Problem details — Reproduce the listing below without any change.

(Stored records)
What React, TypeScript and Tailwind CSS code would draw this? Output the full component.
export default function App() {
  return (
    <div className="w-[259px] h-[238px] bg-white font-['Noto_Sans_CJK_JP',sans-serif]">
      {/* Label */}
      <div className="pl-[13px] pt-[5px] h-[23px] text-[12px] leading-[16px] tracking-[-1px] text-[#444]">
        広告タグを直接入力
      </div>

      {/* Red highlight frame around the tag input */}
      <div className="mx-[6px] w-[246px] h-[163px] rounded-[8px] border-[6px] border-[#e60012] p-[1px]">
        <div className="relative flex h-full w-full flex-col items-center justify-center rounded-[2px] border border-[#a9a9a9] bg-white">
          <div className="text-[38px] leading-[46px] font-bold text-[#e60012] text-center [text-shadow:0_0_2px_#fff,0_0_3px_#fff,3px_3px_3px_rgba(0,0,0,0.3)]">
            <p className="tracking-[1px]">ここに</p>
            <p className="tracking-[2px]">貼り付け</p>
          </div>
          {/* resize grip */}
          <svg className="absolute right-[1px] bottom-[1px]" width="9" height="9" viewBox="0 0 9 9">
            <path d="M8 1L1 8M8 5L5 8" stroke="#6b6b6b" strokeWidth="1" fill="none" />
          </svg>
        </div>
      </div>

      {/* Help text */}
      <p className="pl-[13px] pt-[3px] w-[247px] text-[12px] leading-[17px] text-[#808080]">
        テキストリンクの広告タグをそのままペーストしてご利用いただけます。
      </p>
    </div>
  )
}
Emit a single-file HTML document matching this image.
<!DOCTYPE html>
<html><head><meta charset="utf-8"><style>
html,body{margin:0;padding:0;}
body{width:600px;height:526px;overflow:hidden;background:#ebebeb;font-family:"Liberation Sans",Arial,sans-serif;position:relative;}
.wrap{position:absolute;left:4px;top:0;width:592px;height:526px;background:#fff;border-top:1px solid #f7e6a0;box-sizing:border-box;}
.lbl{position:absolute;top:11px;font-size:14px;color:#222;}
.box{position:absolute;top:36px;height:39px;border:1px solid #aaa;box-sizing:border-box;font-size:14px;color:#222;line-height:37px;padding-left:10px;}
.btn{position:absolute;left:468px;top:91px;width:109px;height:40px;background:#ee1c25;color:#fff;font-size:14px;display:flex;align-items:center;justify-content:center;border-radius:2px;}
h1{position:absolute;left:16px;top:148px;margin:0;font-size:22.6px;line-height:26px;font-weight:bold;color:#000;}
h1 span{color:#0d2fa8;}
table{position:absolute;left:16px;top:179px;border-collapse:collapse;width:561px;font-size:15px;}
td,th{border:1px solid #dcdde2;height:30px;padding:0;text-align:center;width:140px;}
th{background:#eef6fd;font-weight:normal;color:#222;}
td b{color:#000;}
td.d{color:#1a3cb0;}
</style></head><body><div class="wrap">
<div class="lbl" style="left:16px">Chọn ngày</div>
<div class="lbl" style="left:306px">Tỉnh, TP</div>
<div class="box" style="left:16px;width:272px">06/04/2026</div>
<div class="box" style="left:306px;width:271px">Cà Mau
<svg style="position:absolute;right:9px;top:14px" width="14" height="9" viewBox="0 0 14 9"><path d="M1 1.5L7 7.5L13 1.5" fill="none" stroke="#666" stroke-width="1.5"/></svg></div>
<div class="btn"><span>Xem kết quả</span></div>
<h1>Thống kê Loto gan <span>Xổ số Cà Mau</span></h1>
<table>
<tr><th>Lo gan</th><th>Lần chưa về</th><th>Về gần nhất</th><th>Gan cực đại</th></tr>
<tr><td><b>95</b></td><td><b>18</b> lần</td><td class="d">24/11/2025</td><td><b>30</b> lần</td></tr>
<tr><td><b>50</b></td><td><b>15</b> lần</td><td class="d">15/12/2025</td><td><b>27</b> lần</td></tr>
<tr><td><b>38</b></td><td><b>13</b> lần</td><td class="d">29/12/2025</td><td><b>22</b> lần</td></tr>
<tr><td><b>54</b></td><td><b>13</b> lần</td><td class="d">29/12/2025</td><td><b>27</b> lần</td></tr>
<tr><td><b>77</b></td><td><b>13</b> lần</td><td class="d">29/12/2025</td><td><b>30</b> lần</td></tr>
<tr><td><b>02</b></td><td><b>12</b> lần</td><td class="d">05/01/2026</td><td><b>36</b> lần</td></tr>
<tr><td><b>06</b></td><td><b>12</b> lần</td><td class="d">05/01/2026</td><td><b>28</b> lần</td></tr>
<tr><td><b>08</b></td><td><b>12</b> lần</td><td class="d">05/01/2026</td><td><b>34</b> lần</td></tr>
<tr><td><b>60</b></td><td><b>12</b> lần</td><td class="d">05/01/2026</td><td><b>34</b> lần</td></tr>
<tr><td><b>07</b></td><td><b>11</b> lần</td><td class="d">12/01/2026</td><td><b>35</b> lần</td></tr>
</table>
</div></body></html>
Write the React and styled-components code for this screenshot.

Reply to the exercise —
What React, TypeScript and Tailwind CSS code would draw this? Output the full component.
export default function App() {
  return (
    <div className="w-[259px] h-[238px] bg-white font-['Noto_Sans_CJK_JP',sans-serif]">
      {/* Label */}
      <div className="pl-[13px] pt-[5px] h-[23px] text-[12px] leading-[16px] tracking-[-1px] text-[#444]">
        広告タグを直接入力
      </div>

      {/* Red highlight frame around the tag input */}
      <div className="mx-[6px] w-[246px] h-[163px] rounded-[8px] border-[6px] border-[#e60012] p-[1px]">
        <div className="relative flex h-full w-full flex-col items-center justify-center rounded-[2px] border border-[#a9a9a9] bg-white">
          <div className="text-[38px] leading-[46px] font-bold text-[#e60012] text-center [text-shadow:0_0_2px_#fff,0_0_3px_#fff,3px_3px_3px_rgba(0,0,0,0.3)]">
            <p className="tracking-[1px]">ここに</p>
            <p className="tracking-[2px]">貼り付け</p>
          </div>
          {/* resize grip */}
          <svg className="absolute right-[1px] bottom-[1px]" width="9" height="9" viewBox="0 0 9 9">
            <path d="M8 1L1 8M8 5L5 8" stroke="#6b6b6b" strokeWidth="1" fill="none" />
          </svg>
        </div>
      </div>

      {/* Help text */}
      <p className="pl-[13px] pt-[3px] w-[247px] text-[12px] leading-[17px] text-[#808080]">
        テキストリンクの広告タグをそのままペーストしてご利用いただけます。
      </p>
    </div>
  )
}
Emit a single-file HTML document matching this image.
<!DOCTYPE html>
<html><head><meta charset="utf-8"><style>
html,body{margin:0;padding:0;}
body{width:600px;height:526px;overflow:hidden;background:#ebebeb;font-family:"Liberation Sans",Arial,sans-serif;position:relative;}
.wrap{position:absolute;left:4px;top:0;width:592px;height:526px;background:#fff;border-top:1px solid #f7e6a0;box-sizing:border-box;}
.lbl{position:absolute;top:11px;font-size:14px;color:#222;}
.box{position:absolute;top:36px;height:39px;border:1px solid #aaa;box-sizing:border-box;font-size:14px;color:#222;line-height:37px;padding-left:10px;}
.btn{position:absolute;left:468px;top:91px;width:109px;height:40px;background:#ee1c25;color:#fff;font-size:14px;display:flex;align-items:center;justify-content:center;border-radius:2px;}
h1{position:absolute;left:16px;top:148px;margin:0;font-size:22.6px;line-height:26px;font-weight:bold;color:#000;}
h1 span{color:#0d2fa8;}
table{position:absolute;left:16px;top:179px;border-collapse:collapse;width:561px;font-size:15px;}
td,th{border:1px solid #dcdde2;height:30px;padding:0;text-align:center;width:140px;}
th{background:#eef6fd;font-weight:normal;color:#222;}
td b{color:#000;}
td.d{color:#1a3cb0;}
</style></head><body><div class="wrap">
<div class="lbl" style="left:16px">Chọn ngày</div>
<div class="lbl" style="left:306px">Tỉnh, TP</div>
<div class="box" style="left:16px;width:272px">06/04/2026</div>
<div class="box" style="left:306px;width:271px">Cà Mau
<svg style="position:absolute;right:9px;top:14px" width="14" height="9" viewBox="0 0 14 9"><path d="M1 1.5L7 7.5L13 1.5" fill="none" stroke="#666" stroke-width="1.5"/></svg></div>
<div class="btn"><span>Xem kết quả</span></div>
<h1>Thống kê Loto gan <span>Xổ số Cà Mau</span></h1>
<table>
<tr><th>Lo gan</th><th>Lần chưa về</th><th>Về gần nhất</th><th>Gan cực đại</th></tr>
<tr><td><b>95</b></td><td><b>18</b> lần</td><td class="d">24/11/2025</td><td><b>30</b> lần</td></tr>
<tr><td><b>50</b></td><td><b>15</b> lần</td><td class="d">15/12/2025</td><td><b>27</b> lần</td></tr>
<tr><td><b>38</b></td><td><b>13</b> lần</td><td class="d">29/12/2025</td><td><b>22</b> lần</td></tr>
<tr><td><b>54</b></td><td><b>13</b> lần</td><td class="d">29/12/2025</td><td><b>27</b> lần</td></tr>
<tr><td><b>77</b></td><td><b>13</b> lần</td><td class="d">29/12/2025</td><td><b>30</b> lần</td></tr>
<tr><td><b>02</b></td><td><b>12</b> lần</td><td class="d">05/01/2026</td><td><b>36</b> lần</td></tr>
<tr><td><b>06</b></td><td><b>12</b> lần</td><td class="d">05/01/2026</td><td><b>28</b> lần</td></tr>
<tr><td><b>08</b></td><td><b>12</b> lần</td><td class="d">05/01/2026</td><td><b>34</b> lần</td></tr>
<tr><td><b>60</b></td><td><b>12</b> lần</td><td class="d">05/01/2026</td><td><b>34</b> lần</td></tr>
<tr><td><b>07</b></td><td><b>11</b> lần</td><td class="d">12/01/2026</td><td><b>35</b> lần</td></tr>
</table>
</div></body></html>
Write the React and styled-components code for this screenshot.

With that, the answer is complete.